“I was near Inwood-on-the-Hudson when I noticed a tiny speck in the air far up the Hudson. It was coming like the Twentieth Century Limited, and I knew right away that it was Curtiss. On it came, all the time getting bigger and bigger, and off Riverdale I begun to hear the whirring of propellers. I just stood there on the bluff and looked and wondered. I could not move.” -Description of Isham Park landing. (New York Times, May 30, 1910)
On December 17, 1903 Orville Wright took to the skies above the sand dunes of Kitty Hawk, North Carolina. He and his brother Wilbur conducted their experimental flight tests in total secrecy. While obsessed with flight, the Brothers Wright were equally concerned with securing their patents. The Wright brothers had true cause for concern.
Fast on their heels was another American inventor and business competitor named Glenn Hammond Curtiss.
A true modern hero, Curtiss blazed into the 20th century atop a roaring motorcycle. Traveling 136-miles per hour on a bike of his own design, Curtiss not only set a world record but earned the title, “the fastest man alive.”
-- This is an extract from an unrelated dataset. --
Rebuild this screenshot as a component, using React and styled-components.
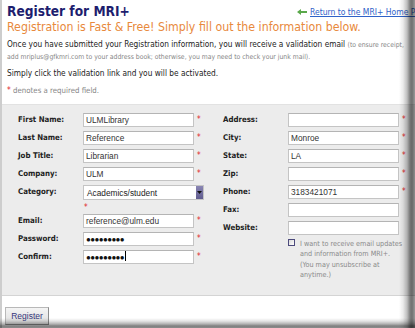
import React from 'react';
import styled, { createGlobalStyle } from 'styled-components';

const Global = createGlobalStyle`
  html, body { margin: 0; padding: 0; background: #fff; }
  body { width: 415px; height: 328px; overflow: hidden; }
`;

const sans = `"DejaVu Sans Condensed", "DejaVu Sans", Verdana, sans-serif`;
const arial = `"Liberation Sans", Arial, sans-serif`;

const Stage = styled.div`
  position: relative;
  width: 415px;
  height: 328px;
  overflow: hidden;
  background: #fff;
`;

const Frame = styled.div`
  width: 430px;
  height: 328px;
  border-left: 2px solid #cdcdcd;
  background: #fff;
  font-family: ${sans};
  font-stretch: condensed;
  display: flex;
  flex-direction: column;
`;

const ShadowRight = styled.div`
  position: absolute;
  top: 0;
  right: 0;
  width: 16px;
  height: 100%;
  background: linear-gradient(
    to right,
    rgba(0, 0, 0, 0) 0px,
    rgba(0, 0, 0, 0.08) 4px,
    rgba(0, 0, 0, 0.25) 8px,
    rgba(0, 0, 0, 0.5) 11px,
    rgba(0, 0, 0, 0.56) 13px,
    rgba(0, 0, 0, 0.4) 16px
  );
`;

const ShadowBottom = styled.div`
  position: absolute;
  left: 0;
  bottom: 0;
  width: 100%;
  height: 10px;
  background: linear-gradient(
    to bottom,
    rgba(0, 0, 0, 0) 0px,
    rgba(0, 0, 0, 0.1) 3px,
    rgba(0, 0, 0, 0.3) 6px,
    rgba(0, 0, 0, 0.5) 8px,
    rgba(0, 0, 0, 0.45) 10px
  );
`;

const Header = styled.div`
  display: flex;
  align-items: flex-start;
  padding: 3px 0 0 5px;
`;

const Title = styled.h1`
  flex: 0 0 290px;
  margin: 0;
  font-size: 13.6px;
  line-height: 16px;
  font-weight: bold;
  color: #1d1d6e;
`;

const BackLink = styled.a`
  flex: none;
  display: flex;
  align-items: center;
  gap: 3px;
  margin-top: 4px;
  font-size: 8.5px;
  color: #2f62c8;
  text-decoration: underline;
  white-space: nowrap;
`;

const Lead = styled.div`
  margin-top: 1px;
  padding-left: 5px;
  font-size: 12.25px;
  line-height: 14px;
  color: #e8893c;
  white-space: nowrap;
`;

const Para = styled.p`
  margin: ${(p) => p.$mt || 0}px 0 0;
  padding-left: 5px;
  font-size: 8.25px;
  line-height: ${(p) => p.$lh || 11}px;
  color: #222;
  white-space: nowrap;
`;

const Small = styled.span`
  font-size: ${(p) => p.$size || 6.8}px;
  color: #858585;
`;

const Red = styled.span`
  color: #e02424;
`;

const Panel = styled.div`
  flex: none;
  margin-top: 8px;
  height: 182px;
  background: #ececec;
  border-top: 1px solid #e2e2e2;
  border-bottom: 1px solid #d4d4d4;
  padding: 8px 0 0 16px;
  display: flex;
`;

const Column = styled.div`
  flex: none;
  width: ${(p) => p.$w}px;
  display: flex;
  flex-direction: column;
`;

const Row = styled.div`
  display: flex;
  align-items: flex-start;
  height: ${(p) => p.$h || 14}px;
  margin-bottom: 4px;
`;

const Label = styled.label`
  flex: 0 0 65px;
  font-size: 7.8px;
  font-weight: bold;
  color: #222;
  line-height: 14px;
`;

const Field = styled.div`
  flex: none;
  box-sizing: border-box;
  width: 111px;
  height: 14px;
  background: #fff;
  border: 1px solid #c4c4c4;
  border-top-color: #b4b4b4;
  padding: 0 2px;
  font-family: ${arial};
  font-size: 8.3px;
  line-height: 12px;
  color: #333;
  white-space: nowrap;
  overflow: hidden;
`;

const Dots = styled.span`
  font-size: 8px;
  letter-spacing: -0.6px;
  color: #111;
`;

const Caret = styled.span`
  display: inline-block;
  width: 1px;
  height: 10px;
  background: #000;
  vertical-align: -1px;
  margin-left: 1px;
`;

const Star = styled.span`
  flex: none;
  margin: 3px 0 0 3px;
  font-size: 8px;
  line-height: 8px;
  color: #e02424;
`;

const SelectBox = styled.div`
  flex: none;
  box-sizing: border-box;
  width: 121px;
  height: 15px;
  background: #fff;
  border: 1px solid #c4c4c4;
  display: flex;
  align-items: center;
  font-family: ${arial};
  font-size: 8.3px;
  color: #222;
`;

const SelectText = styled.span`
  flex: 1;
  padding-left: 3px;
`;

const SelectBtn = styled.span`
  flex: none;
  width: 7px;
  height: 13px;
  background: linear-gradient(#8a86b4, #5f5b8e);
  display: flex;
  align-items: center;
  justify-content: center;
`;

const StarLine = styled.div`
  height: 6px;
  margin-bottom: 4px;
  padding-left: 66px;
  font-size: 8px;
  line-height: 8px;
  color: #e02424;
`;

const OptIn = styled.div`
  display: flex;
  align-items: flex-start;
  padding-left: 65px;
`;

const Check = styled.span`
  flex: none;
  box-sizing: border-box;
  width: 7px;
  height: 7px;
  border: 1px solid #4c4a7c;
  background: linear-gradient(135deg, #d8d8d8, #fff);
`;

const OptText = styled.div`
  margin-left: 5px;
  font-size: 7.2px;
  line-height: 10.3px;
  color: #8a8a8a;
  white-space: nowrap;
`;

const Footer = styled.div`
  display: flex;
  padding: 11px 0 0 3px;
`;

const Button = styled.button`
  box-sizing: border-box;
  width: 44px;
  height: 18px;
  padding: 0;
  font-family: ${arial};
  font-size: 8.5px;
  color: #35357a;
  background: linear-gradient(#f4f4f4, #dedede);
  border: 1px solid #b8b8b8;
  border-right-color: #8c8c8c;
  border-bottom-color: #8c8c8c;
`;

const Arrow = () => (
  <svg width="10" height="6" viewBox="0 0 10 6">
    <path d="M0 3 L4 0 L4 2 L10 2 L10 4 L4 4 L4 6 Z" fill="#5aa84a" />
  </svg>
);

const Input = ({ label, value, star = true, children }) => (
  <Row>
    <Label>{label}</Label>
    <Field>{children || value}</Field>
    {star && <Star>*</Star>}
  </Row>
);

export default function App() {
  return (
    <Stage>
      <Global />
      <Frame>
        <Header>
          <Title>Register for MRI+</Title>
          <BackLink>
            <Arrow />
            Return to the MRI+ Home Page
          </BackLink>
        </Header>
        <Lead>Registration is Fast &amp; Free! Simply fill out the information below.</Lead>
        <Para $mt={5} $lh={10.5}>
          Once you have submitted your Registration information, you will receive a validation email{' '}
          <Small>(to ensure receipt,</Small>
          <br />
          <Small>add mriplus@gfkmri.com to your address book; otherwise, you may need to check your junk mail).</Small>
        </Para>
        <Para $mt={6}>Simply click the validation link and you will be activated.</Para>
        <Para $mt={6}>
          <Red>*</Red> <Small $size={7.8}>denotes a required field.</Small>
        </Para>
        <Panel>
          <Column $w={205}>
            <Input label="First Name:" value="ULMLibrary" />
            <Input label="Last Name:" value="Reference" />
            <Input label="Job Title:" value="Librarian" />
            <Input label="Company:" value="ULM" />
            <Row $h={15}>
              <Label>Category:</Label>
              <SelectBox>
                <SelectText>Academics/student</SelectText>
                <SelectBtn>
                  <svg width="5" height="3" viewBox="0 0 5 3">
                    <path d="M0 0 L5 0 L2.5 3 Z" fill="#111" />
                  </svg>
                </SelectBtn>
              </SelectBox>
            </Row>
            <StarLine>*</StarLine>
            <Input label="Email:" value="reference@ulm.edu" />
            <Input label="Password:">
              <Dots>●●●●●●●●●</Dots>
            </Input>
            <Input label="Confirm:">
              <Dots>●●●●●●●●●</Dots>
              <Caret />
            </Input>
          </Column>
          <Column $w={190}>
            <Input label="Address:" value="" />
            <Input label="City:" value="Monroe" />
            <Input label="State:" value="LA" />
            <Input label="Zip:" value="" />
            <Input label="Phone:" value="3183421071" />
            <Input label="Fax:" value="" star={false} />
            <Input label="Website:" value="" star={false} />
            <OptIn>
              <Check />
              <OptText>
                I want to receive email updates
                <br />
                and information from MRI+.
                <br />
                (You may unsubscribe at
                <br />
                anytime.)
              </OptText>
            </OptIn>
          </Column>
        </Panel>
        <Footer>
          <Button>Register</Button>
        </Footer>
      </Frame>
      <ShadowRight />
      <ShadowBottom />
    </Stage>
  );
}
Once Curtiss took to the skies no one could keep him on the ground–not the Wright Brothers and their army of lawyers, not the nay-sayers, not even the laws of physics.
Treated like a crown prince in Europe, Curtiss couldn’t sell a single airplane in the United States without paying royalties to the Wrights who owned every conceivable copyright concerning manned flight.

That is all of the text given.